Number of ways to form array using only 3 elements?

Question

We need to find out the number of ways we can form a N-length array(A) consisting only 3 elements (1,2 and 3).

There are few constraints on how array's adjacent elements can be placed in the array:

Number of adjacent elements pairs (A[i], A[i + 1]) of a certain type cannot exceed as given in the problem statement.

example :

1, 2 : 2 (we can have at most 2 adjacent-pairs of value [1, 2] in the array)
1, 3 : 3
2, 1 : 1
2, 3 : 0 (we cannot have any adjacent-pairs of value [2, 3] in entire array)
3, 1 : 4
3, 2 : 3

For adjacent elements of type A[i] == A[i + 1], they can be any number of times in the array

1, 1 : inf
2, 2 : inf
3, 3 : inf

Sample Case :

Input :

N = 3

1, 2 : 1 
1, 3 : 1
2, 1 : 1
2, 3 : 0 
3, 1 : 0
3, 2 : 0   

Output :

12

Explanation :

[1, 2, 1] , here { (1,2) : 1, (2,1) : 1 }, so valid 
[1, 2, 2]
[1, 1, 2]
[2, 1, 2]

[1, 3, 3] , here { (1,3) : 1, (3,3) : 1 }, so valid 
[1, 1, 3]
[2, 1, 3] , here { (2,1) : 1, (1,3) : 1 }, so valid 

[2, 1, 1] , here { (2,1) : 1, (1,1) : 1 }, so valid 
[2, 2, 1]     

[1, 1, 1] , here { (1,1) : 2 }, so valid, as adj-pairs (x, x) can be any number of times.
[2, 2, 2]
[3, 3, 3]

All other combinations of 1,2,3 are invalid like :
[3, 1, 1], [2, 3, 1], etc.

Constraints

1 <= N <= 10^6

0 <= limit[i][j] <= 10^5

where N = array length and limit[i][j] = number of pairs of type (i, j)

Pseudocode :

main() :
   ways = 0;
   for(p = 1; p <= 3; p++) :
       ways += num_ways(p, 1, n, A, limit);
   return ways;


num_ways(prev, i, n, A[], limit[][]) :
  
  if(i == n) return 1;
  
  ways = 0;
  for(e = 1; e <= 3; e++):
      if(limit[prev][e] > 0) 
          limit[prev][e] -= 1;
          ways += num_ways(e, i + 1, A, limit);
          limit[prev][e] += 1;

  return ways;

, where limit[i][j] means max number of adjacent-pairs of value (i, j) that can be present in array

Pseudocode Explanation :

I tried to solve this using recursion (brute-force), i.e at every function call insert any element (1,2,3) at index i and check if (A[i - 1], A[i]) pair hasn't exceed the limit as per given in problem statement, and if yes then return else continue calling func() while i != n.

This approach is fine, but it's giving TLE(time limit exceeded) error, hence it's not the most optimal way to find out number of ways to form array.

Is there any other efficient way to solve this problem ?

Answer 1

The approach I would take is NOT to create the actual array.

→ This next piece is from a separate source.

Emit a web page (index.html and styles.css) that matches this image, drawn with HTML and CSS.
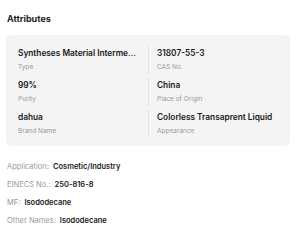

I would instead approach it by analyzing your restrictions.

1, 2 : 2
1, 3 : 3
2, 1 : 1
2, 3 : 0
3, 1 : 4
3, 2 : 3

So there are only a limited number of transitions allowed in your system.

So my starting point would be to count all of the possible transition combinations, associated with a min-length n for each. This can be performed using some brute force method, although there may or may not be a more efficient method.

A sample of the output resulting from the brute force method should be as below...

• min-length 2 transitions:

1, 2
1, 3
2, 1
3, 1
3, 2
So, n-2 pattern count = 5.

• min-length 3 transitions:

1, 2, 1
1, 3, 1
1, 3, 2
2, 1, 2
2, 1, 3
3, 1, 2
3, 1, 3
3, 2, 1
So, n-3 pattern count = 8.

Once we have calculated all of the possible combination counts for each minimum length, we perform permutations mathematics based on the actual input n. We can reuse the original structure we have created to perform calculations for multiple input of n very fast.

For example, where n = 3, we start with 3 for null-transitions. Then we add 8 for no permutations of transitions requiring min-length n. Then we calculate the permutations for min-length n - 1, n - 2, etc until n - x = 2. Permutations are calculated by shifting the position of each transition with excess space. i.e. where n = 3 and min-n = 2, excess space = 1, so we can shift the transition left/right by 1, giving us 2 patterns instead of 1. So since there are 5 patterns that are of length 2, and each can be transitioned to 2 patterns, that would give us 10 patterns. So we have 10 + 8 + 3 = 21.

To clarify the maths further, I'll use n = 10 on the n-3 pattern. We have 9 transition slots and 2 transitions and can apply permutation mathematics:

1. The first transition may occur anywhere in the first 8 of 9 transition slots. Which slot is selected determines where the second transition may go, but lets ignore that for now. Then this becomes 9!/7!. However, this includes all out of order combinations, so we want to further divide that by 2!. So we have 9 * 4 = 36 combinations, * pattern count of n-3 patterns = 36 * 8. Add this to the n-2 patterns, n-4 patterns, etc...

This becomes generalized to:

• sum(i: n ... 1) { patternCount(i) * ((n - 1)!)/(n - i - 1)!/i! }